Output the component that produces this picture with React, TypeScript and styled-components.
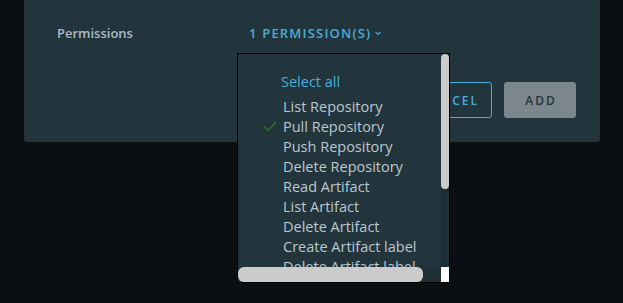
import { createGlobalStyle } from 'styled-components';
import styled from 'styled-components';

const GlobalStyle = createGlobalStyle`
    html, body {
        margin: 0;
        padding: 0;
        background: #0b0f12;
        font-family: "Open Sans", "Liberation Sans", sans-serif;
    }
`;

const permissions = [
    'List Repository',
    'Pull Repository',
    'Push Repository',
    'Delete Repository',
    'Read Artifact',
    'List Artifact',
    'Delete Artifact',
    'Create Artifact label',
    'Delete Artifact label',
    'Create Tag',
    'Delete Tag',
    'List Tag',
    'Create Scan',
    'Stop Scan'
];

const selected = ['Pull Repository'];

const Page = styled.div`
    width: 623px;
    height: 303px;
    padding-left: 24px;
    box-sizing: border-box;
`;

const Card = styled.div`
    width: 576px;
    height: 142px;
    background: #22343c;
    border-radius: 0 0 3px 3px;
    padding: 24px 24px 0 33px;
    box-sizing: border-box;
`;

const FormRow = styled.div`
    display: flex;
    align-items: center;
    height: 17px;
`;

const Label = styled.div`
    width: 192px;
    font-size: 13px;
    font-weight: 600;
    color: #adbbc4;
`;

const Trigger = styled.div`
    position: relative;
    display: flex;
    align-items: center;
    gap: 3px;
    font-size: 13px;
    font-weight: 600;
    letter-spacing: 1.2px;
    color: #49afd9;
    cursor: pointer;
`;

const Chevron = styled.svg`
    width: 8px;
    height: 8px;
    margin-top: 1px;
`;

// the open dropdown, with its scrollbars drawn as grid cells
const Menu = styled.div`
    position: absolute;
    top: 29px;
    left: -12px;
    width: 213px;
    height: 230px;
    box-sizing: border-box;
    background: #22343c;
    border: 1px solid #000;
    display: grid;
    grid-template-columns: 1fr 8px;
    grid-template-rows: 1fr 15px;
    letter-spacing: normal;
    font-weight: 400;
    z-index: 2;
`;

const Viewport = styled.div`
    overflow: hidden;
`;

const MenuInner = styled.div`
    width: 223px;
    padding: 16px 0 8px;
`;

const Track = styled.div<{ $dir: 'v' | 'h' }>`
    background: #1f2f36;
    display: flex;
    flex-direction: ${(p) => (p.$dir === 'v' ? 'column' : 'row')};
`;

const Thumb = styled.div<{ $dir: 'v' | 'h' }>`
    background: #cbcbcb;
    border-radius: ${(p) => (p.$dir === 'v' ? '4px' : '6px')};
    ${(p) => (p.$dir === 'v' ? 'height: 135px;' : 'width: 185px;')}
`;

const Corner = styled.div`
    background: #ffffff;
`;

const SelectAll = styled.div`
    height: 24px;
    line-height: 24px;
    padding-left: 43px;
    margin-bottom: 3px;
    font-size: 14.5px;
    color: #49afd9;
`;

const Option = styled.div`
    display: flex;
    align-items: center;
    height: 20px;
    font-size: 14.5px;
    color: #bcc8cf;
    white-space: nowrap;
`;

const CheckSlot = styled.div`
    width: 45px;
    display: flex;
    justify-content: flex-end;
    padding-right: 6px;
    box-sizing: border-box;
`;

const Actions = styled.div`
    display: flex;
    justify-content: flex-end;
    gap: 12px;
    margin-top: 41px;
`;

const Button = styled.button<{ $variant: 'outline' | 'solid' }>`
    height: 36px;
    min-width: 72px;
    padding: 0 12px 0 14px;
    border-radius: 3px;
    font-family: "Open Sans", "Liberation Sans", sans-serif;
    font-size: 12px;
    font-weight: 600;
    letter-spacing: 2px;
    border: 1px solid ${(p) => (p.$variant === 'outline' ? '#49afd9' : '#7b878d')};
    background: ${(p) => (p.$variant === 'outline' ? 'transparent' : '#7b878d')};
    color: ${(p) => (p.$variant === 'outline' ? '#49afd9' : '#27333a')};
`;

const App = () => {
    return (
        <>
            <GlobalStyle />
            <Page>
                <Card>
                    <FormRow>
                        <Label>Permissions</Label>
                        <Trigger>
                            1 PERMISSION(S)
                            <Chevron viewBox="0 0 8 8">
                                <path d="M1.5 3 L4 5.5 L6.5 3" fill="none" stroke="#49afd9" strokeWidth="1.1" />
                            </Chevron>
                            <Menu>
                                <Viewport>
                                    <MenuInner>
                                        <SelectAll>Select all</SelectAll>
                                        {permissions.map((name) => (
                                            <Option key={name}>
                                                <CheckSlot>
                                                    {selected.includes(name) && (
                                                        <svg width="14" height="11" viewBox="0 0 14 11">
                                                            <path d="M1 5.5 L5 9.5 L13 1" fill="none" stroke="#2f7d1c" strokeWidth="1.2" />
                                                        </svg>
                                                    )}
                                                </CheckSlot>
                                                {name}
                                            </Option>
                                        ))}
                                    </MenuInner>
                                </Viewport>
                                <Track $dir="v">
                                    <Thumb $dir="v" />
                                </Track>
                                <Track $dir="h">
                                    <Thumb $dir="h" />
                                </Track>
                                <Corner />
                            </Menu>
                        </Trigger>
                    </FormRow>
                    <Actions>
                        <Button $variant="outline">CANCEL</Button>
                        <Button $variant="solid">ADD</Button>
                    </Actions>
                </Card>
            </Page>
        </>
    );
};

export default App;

Task details =>
Omit the pictures, and quote the material above exactly as given.

Reply to the task =>
Output the component that produces this picture with React, TypeScript and styled-components.
import { createGlobalStyle } from 'styled-components';
import styled from 'styled-components';

const GlobalStyle = createGlobalStyle`
    html, body {
        margin: 0;
        padding: 0;
        background: #0b0f12;
        font-family: "Open Sans", "Liberation Sans", sans-serif;
    }
`;

const permissions = [
    'List Repository',
    'Pull Repository',
    'Push Repository',
    'Delete Repository',
    'Read Artifact',
    'List Artifact',
    'Delete Artifact',
    'Create Artifact label',
    'Delete Artifact label',
    'Create Tag',
    'Delete Tag',
    'List Tag',
    'Create Scan',
    'Stop Scan'
];

const selected = ['Pull Repository'];

const Page = styled.div`
    width: 623px;
    height: 303px;
    padding-left: 24px;
    box-sizing: border-box;
`;

const Card = styled.div`
    width: 576px;
    height: 142px;
    background: #22343c;
    border-radius: 0 0 3px 3px;
    padding: 24px 24px 0 33px;
    box-sizing: border-box;
`;

const FormRow = styled.div`
    display: flex;
    align-items: center;
    height: 17px;
`;

const Label = styled.div`
    width: 192px;
    font-size: 13px;
    font-weight: 600;
    color: #adbbc4;
`;

const Trigger = styled.div`
    position: relative;
    display: flex;
    align-items: center;
    gap: 3px;
    font-size: 13px;
    font-weight: 600;
    letter-spacing: 1.2px;
    color: #49afd9;
    cursor: pointer;
`;

const Chevron = styled.svg`
    width: 8px;
    height: 8px;
    margin-top: 1px;
`;

// the open dropdown, with its scrollbars drawn as grid cells
const Menu = styled.div`
    position: absolute;
    top: 29px;
    left: -12px;
    width: 213px;
    height: 230px;
    box-sizing: border-box;
    background: #22343c;
    border: 1px solid #000;
    display: grid;
    grid-template-columns: 1fr 8px;
    grid-template-rows: 1fr 15px;
    letter-spacing: normal;
    font-weight: 400;
    z-index: 2;
`;

const Viewport = styled.div`
    overflow: hidden;
`;

const MenuInner = styled.div`
    width: 223px;
    padding: 16px 0 8px;
`;

const Track = styled.div<{ $dir: 'v' | 'h' }>`
    background: #1f2f36;
    display: flex;
    flex-direction: ${(p) => (p.$dir === 'v' ? 'column' : 'row')};
`;

const Thumb = styled.div<{ $dir: 'v' | 'h' }>`
    background: #cbcbcb;
    border-radius: ${(p) => (p.$dir === 'v' ? '4px' : '6px')};
    ${(p) => (p.$dir === 'v' ? 'height: 135px;' : 'width: 185px;')}
`;

const Corner = styled.div`
    background: #ffffff;
`;

const SelectAll = styled.div`
    height: 24px;
    line-height: 24px;
    padding-left: 43px;
    margin-bottom: 3px;
    font-size: 14.5px;
    color: #49afd9;
`;

const Option = styled.div`
    display: flex;
    align-items: center;
    height: 20px;
    font-size: 14.5px;
    color: #bcc8cf;
    white-space: nowrap;
`;

const CheckSlot = styled.div`
    width: 45px;
    display: flex;
    justify-content: flex-end;
    padding-right: 6px;
    box-sizing: border-box;
`;

const Actions = styled.div`
    display: flex;
    justify-content: flex-end;
    gap: 12px;
    margin-top: 41px;
`;

const Button = styled.button<{ $variant: 'outline' | 'solid' }>`
    height: 36px;
    min-width: 72px;
    padding: 0 12px 0 14px;
    border-radius: 3px;
    font-family: "Open Sans", "Liberation Sans", sans-serif;
    font-size: 12px;
    font-weight: 600;
    letter-spacing: 2px;
    border: 1px solid ${(p) => (p.$variant === 'outline' ? '#49afd9' : '#7b878d')};
    background: ${(p) => (p.$variant === 'outline' ? 'transparent' : '#7b878d')};
    color: ${(p) => (p.$variant === 'outline' ? '#49afd9' : '#27333a')};
`;

const App = () => {
    return (
        <>
            <GlobalStyle />
            <Page>
                <Card>
                    <FormRow>
                        <Label>Permissions</Label>
                        <Trigger>
                            1 PERMISSION(S)
                            <Chevron viewBox="0 0 8 8">
                                <path d="M1.5 3 L4 5.5 L6.5 3" fill="none" stroke="#49afd9" strokeWidth="1.1" />
                            </Chevron>
                            <Menu>
                                <Viewport>
                                    <MenuInner>
                                        <SelectAll>Select all</SelectAll>
                                        {permissions.map((name) => (
                                            <Option key={name}>
                                                <CheckSlot>
                                                    {selected.includes(name) && (
                                                        <svg width="14" height="11" viewBox="0 0 14 11">
                                                            <path d="M1 5.5 L5 9.5 L13 1" fill="none" stroke="#2f7d1c" strokeWidth="1.2" />
                                                        </svg>
                                                    )}
                                                </CheckSlot>
                                                {name}
                                            </Option>
                                        ))}
                                    </MenuInner>
                                </Viewport>
                                <Track $dir="v">
                                    <Thumb $dir="v" />
                                </Track>
                                <Track $dir="h">
                                    <Thumb $dir="h" />
                                </Track>
                                <Corner />
                            </Menu>
                        </Trigger>
                    </FormRow>
                    <Actions>
                        <Button $variant="outline">CANCEL</Button>
                        <Button $variant="solid">ADD</Button>
                    </Actions>
                </Card>
            </Page>
        </>
    );
};

export default App;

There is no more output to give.